Why use dimensionality reduction?
Dimensionality reduction offers several key benefits in machine learning:
- Avoiding the Curse of Dimensionality: As the number of dimensions (features) increases, data becomes sparse, making it difficult for models to learn and generalize. Reducing dimensions mitigates this issue, improving model performance.
- Reducing Model Complexity: By decreasing the number of features, dimensionality reduction simplifies models, leading to faster training and lower computational costs. It makes models less complex, which is beneficial for large datasets.
- Improving Model Performance: Fewer dimensions reduce the risk of overfitting, as models focus on the most relevant information. It also enhances accuracy by eliminating noise or irrelevant features.
- Facilitating Data Visualization: High-dimensional data is challenging to visualize. Dimensionality reduction techniques enable visualizing data in 2D or 3D, making it easier to identify patterns and insights.
- Saving Storage Space: Fewer dimensions mean smaller datasets, reducing storage requirements and making data handling more efficient
Why is Dimensionality Reduction important in Machine Learning and Predictive Modeling?
Dimensionality reduction plays a crucial role in various machine learning tasks like classification, regression, and clustering. Here’s why it’s important:
- Enhanced Interpretability: With fewer features, models become easier to interpret. Simplified models allow data scientists to understand and explain the impact of each variable, making decision-making more transparent.
- Improved Generalizability: Reducing the number of features helps in building models that generalize better to new, unseen data. It eliminates redundant or irrelevant information that might cause overfitting, ensuring that the model captures only the essential patterns.
- Optimized Performance: In predictive modeling, high-dimensional data can slow down computations and reduce efficiency. Dimensionality reduction techniques streamline the dataset, improving both training speed and prediction accuracy.
- Compatibility with Algorithms: Many algorithms work better with fewer dimensions. Dimensionality reduction ensures compatibility with such algorithms, enabling effective model building.
Dimensionality reduction not only simplifies the modeling process but also boosts performance, making it an essential step in machine learning
Methods of Dimensionality Reduction
There are several popular methods for dimensionality reduction, each designed to simplify data while retaining its critical features. Here are some of the most widely used techniques:
1. Principal Component Analysis (PCA):
- PCA is a statistical technique that identifies the most informative components (features) in the data. It projects the data into a lower-dimensional space by finding directions (principal components) that maximize variance.
- This method is commonly used for data visualization and noise reduction as it effectively reduces dimensions while preserving the most significant information.
2. Linear Discriminant Analysis (LDA):
- LDA focuses on maximizing the separation between classes by finding a linear combination of features that best separates different classes.
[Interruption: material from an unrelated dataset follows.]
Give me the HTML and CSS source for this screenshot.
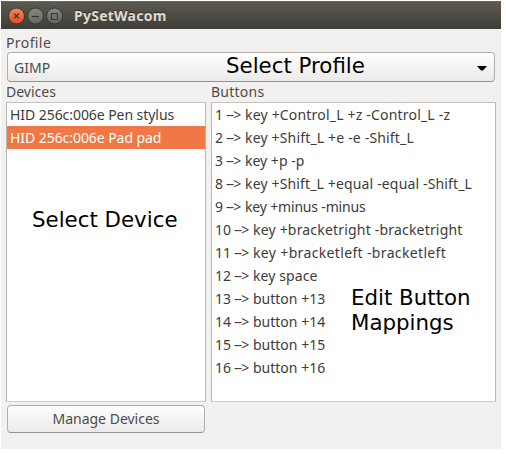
FILE: index.html
```html
<!DOCTYPE html>
<html lang="en">
<head>
<meta charset="utf-8">
<title>PySetWacom</title>
<link rel="stylesheet" href="styles.css">
</head>
<body>
<div class="window">
  <header class="titlebar">
    <svg class="controls" width="56" height="18" viewBox="0 0 56 18">
      <defs>
        <linearGradient id="red" x1="0" y1="0" x2="0" y2="1"><stop offset="0" stop-color="#f6895f"/><stop offset="1" stop-color="#e84c1e"/></linearGradient>
        <linearGradient id="gray" x1="0" y1="0" x2="0" y2="1"><stop offset="0" stop-color="#8b8a82"/><stop offset="1" stop-color="#64635c"/></linearGradient>
      </defs>
      <g stroke="#35342f" stroke-width="1">
        <circle cx="9.5" cy="9" r="8" fill="url(#red)"/>
        <circle cx="28.5" cy="9" r="8" fill="url(#gray)"/>
        <circle cx="47.5" cy="9" r="8" fill="url(#gray)"/>
      </g>
      <g fill="none" stroke="#37352f" stroke-width="1.2">
        <path d="M7 6.5l5 5M12 6.5l-5 5"/>
        <path d="M25 9.5h7"/>
        <path d="M44.5 6.5h6v6h-6z"/>
      </g>
    </svg>
    <h1 class="title">PySetWacom</h1>
  </header>
  <main class="content">
    <div class="label"><span class="t-profile">Profile</span></div>
    <div class="combo">
      <span class="t-gimp">GIMP</span>
      <span class="note">Select Profile</span>
      <svg class="arrow" width="10" height="5" viewBox="0 0 10 5"><path d="M0 0h10L6 4.6H4z" fill="#000"/></svg>
    </div>
    <div class="columns">
      <section class="devices">
        <div class="label"><span class="t-devices">Devices</span></div>
        <ul class="list">
          <li><span class="d1">HID 256c:006e Pen stylus</span></li>
          <li class="selected"><span class="d1">HID 256c:006e Pad pad</span></li>
        </ul>
        <div class="note note-device">Select Device</div>
        <button class="manage">Manage Devices</button>
      </section>
      <section class="buttons">
        <div class="label"><span class="t-buttons">Buttons</span></div>
        <ul class="list">
          <li><b>1</b><i>--&gt;</i><span class="k1">key +Control_L +z -Control_L -z</span></li>
          <li><b>2</b><i>--&gt;</i><span class="k2">key +Shift_L +e -e -Shift_L</span></li>
          <li><b>3</b><i>--&gt;</i><span>key +p -p</span></li>
          <li><b>8</b><i>--&gt;</i><span class="k8">key +Shift_L +equal -equal -Shift_L</span></li>
          <li><b>9</b><i>--&gt;</i><span class="k9">key +minus -minus</span></li>
          <li class="two"><b>10</b><i>--&gt;</i><span class="k10">key +bracketright -bracketright</span></li>
          <li class="two"><b>11</b><i>--&gt;</i><span class="k11">key +bracketleft -bracketleft</span></li>
          <li class="two"><b>12</b><i>--&gt;</i><span class="k12">key space</span></li>
          <li class="two"><b>13</b><i>--&gt;</i><span class="k13">button +13</span></li>
          <li class="two"><b>14</b><i>--&gt;</i><span class="k13">button +14</span></li>
          <li class="two"><b>15</b><i>--&gt;</i><span class="k13">button +15</span></li>
          <li class="two"><b>16</b><i>--&gt;</i><span class="k13">button +16</span></li>
        </ul>
        <div class="note note-buttons">Edit Button<br>Mappings</div>
      </section>
    </div>
  </main>
</div>
</body>
</html>
```
FILE: styles.css
```css
* { box-sizing: border-box; }
body { margin: 0; padding: 1px; background: #fff; font: 14px/20px "Noto Sans", sans-serif; color: #4c4c4c; }
.window { width: 500px; height: 448px; background: linear-gradient(#b03a20, #b03a20) 0 0 / 100% 6px no-repeat #f2f1ef; }
.titlebar { height: 28px; display: flex; align-items: center; padding: 0 0 0 6px; border-radius: 5px 5px 0 0; background: linear-gradient(#5b5a51, #3f3d37); border-top: 1px solid #6b6a60; }
.controls { display: block; }
.title { margin: 0 0 0 11px; font-size: 14px; line-height: 20px; font-weight: 700; color: #dfdbd2; letter-spacing: 0.25px; text-shadow: 0 -1px #2f2e29; }
.content { padding: 4px 5px 0; }
.label { height: 19px; line-height: 20px; white-space: nowrap; }
.combo { position: relative; height: 30px; margin: 0 1px; border: 1px solid #b1afab; border-bottom-color: #93918d; border-radius: 4px; background: linear-gradient(#fff, #ebeae8); display: flex; align-items: center; justify-content: space-between; padding: 2px 7px 0 6px; }
.note { position: absolute; font: 21.33px/25px "DejaVu Sans", sans-serif; color: #000; white-space: nowrap; }
.combo .note { left: 218px; top: 0; }
.note-device { left: 26px; top: 124px; }
.note-buttons { left: 140px; top: 202px; }
.columns { display: grid; grid-template-columns: 200px 285px; gap: 5px; margin-top: 1px; }
.devices, .buttons { position: relative; }
.columns .label { height: 19px; line-height: 18px; }
.list { list-style: none; margin: 0; padding: 0; height: 300px; border: 1px solid #b9b7b3; border-top-color: #c4c2bf; border-bottom-color: #cfcdca; background: #fff; color: #3c3c3c; }
.list li { height: 23px; line-height: 24px; padding-left: 3px; white-space: nowrap; display: flex; }
.list .selected { background: #f07746; color: #fff; }
.list b { font-weight: 400; width: 11px; }
.list i { font-style: normal; width: 19px; letter-spacing: -0.9px; }
.list .two b { width: 19px; }
.manage { display: block; width: 198px; height: 28px; margin: 3px 1px 0; padding: 0; border: 1px solid #b1afab; border-bottom-color: #93918d; border-radius: 4px; background: linear-gradient(#fff, #ebeae8); font: inherit; color: inherit; line-height: 26px; }
.t-profile { letter-spacing: 0.4px; }
.t-buttons { letter-spacing: 0.25px; }
.d1 { letter-spacing: -0.06px; }
.k1 { letter-spacing: 0.19px; }
.k2 { letter-spacing: 0.17px; }
.k8 { letter-spacing: 0.15px; }
.k9 { letter-spacing: -0.17px; }
.k10 { letter-spacing: 0.19px; }
.k11 { letter-spacing: 0.35px; }
.k12 { letter-spacing: 0.1px; }
```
- Unlike PCA, which is unsupervised, LDA requires class labels and is used mainly in classification tasks where distinguishing between categories is important.
3. t-Distributed Stochastic Neighbor Embedding (t-SNE):
- t-SNE is a nonlinear dimensionality reduction technique mainly used for visualizing high-dimensional data in a 2D or 3D space. It emphasizes maintaining the local structure of data, making clusters and patterns more visible.
- This method is often applied in exploratory data analysis and understanding data groupings.
4. Autoencoders:
- Autoencoders are neural network-based models that learn to compress data into a lower-dimensional representation and then reconstruct the original data. They are particularly useful when dealing with complex, nonlinear data.
- Autoencoders offer flexibility and are often employed in deep learning applications where traditional methods may not perform well.
Each method has its advantages and is suitable for different scenarios, making it important to choose the right approach based on the type and structure of the data
Advantages of Dimensionality Reduction
Dimensionality reduction techniques offer several benefits in machine learning:
- Reduced Overfitting: By eliminating irrelevant features, dimensionality reduction helps models focus on the most important patterns, reducing the risk of overfitting and improving generalization to new data.
- Improved Model Efficiency: With fewer dimensions, models require less computational power and memory, making the training process faster and more efficient, especially for large datasets.
- Enhanced Data Visualization: Dimensionality reduction simplifies high-dimensional data, allowing for better visualization in 2D or 3D. This makes it easier to detect patterns, clusters, and trends that may not be visible in higher dimensions.
- Noise Reduction: Reducing dimensions also helps in removing noisy or redundant features, resulting in cleaner data that leads to more accurate models.
Disadvantages of Dimensionality Reduction
While dimensionality reduction has many benefits, it also comes with some drawbacks:
- Information Loss: Reducing dimensions may lead to the loss of some important information, which could affect the model’s performance or the accuracy of results. Finding the right balance between simplification and retaining essential data is crucial.
- Complexity in Choosing the Optimal Number of Dimensions: Deciding the appropriate number of dimensions to retain can be challenging. Keeping too many dimensions defeats the purpose, while reducing too many might eliminate critical information.
- Dependence on Data Distribution: Some dimensionality reduction techniques, such as PCA, assume that data is linearly separable. If the data has complex, nonlinear structures, these methods may not perform well, potentially leading to less effective results.
- Increased Computational Cost for Nonlinear Methods: Techniques like t-SNE and autoencoders, which are used for nonlinear data, can be computationally expensive and may require more time and resources compared to simpler linear methods.
Conclusion
Dimensionality reduction is a vital technique in machine learning, offering ways to simplify high-dimensional data while retaining important information. It enhances model performance, reduces computational complexity, and aids in data visualization, making it a powerful tool for data scientists. However, it’s essential to balance reducing dimensions and retaining crucial details to avoid information loss. By understanding and applying dimensionality reduction techniques appropriately, one can optimize models and improve the overall efficiency of machine learning workflows.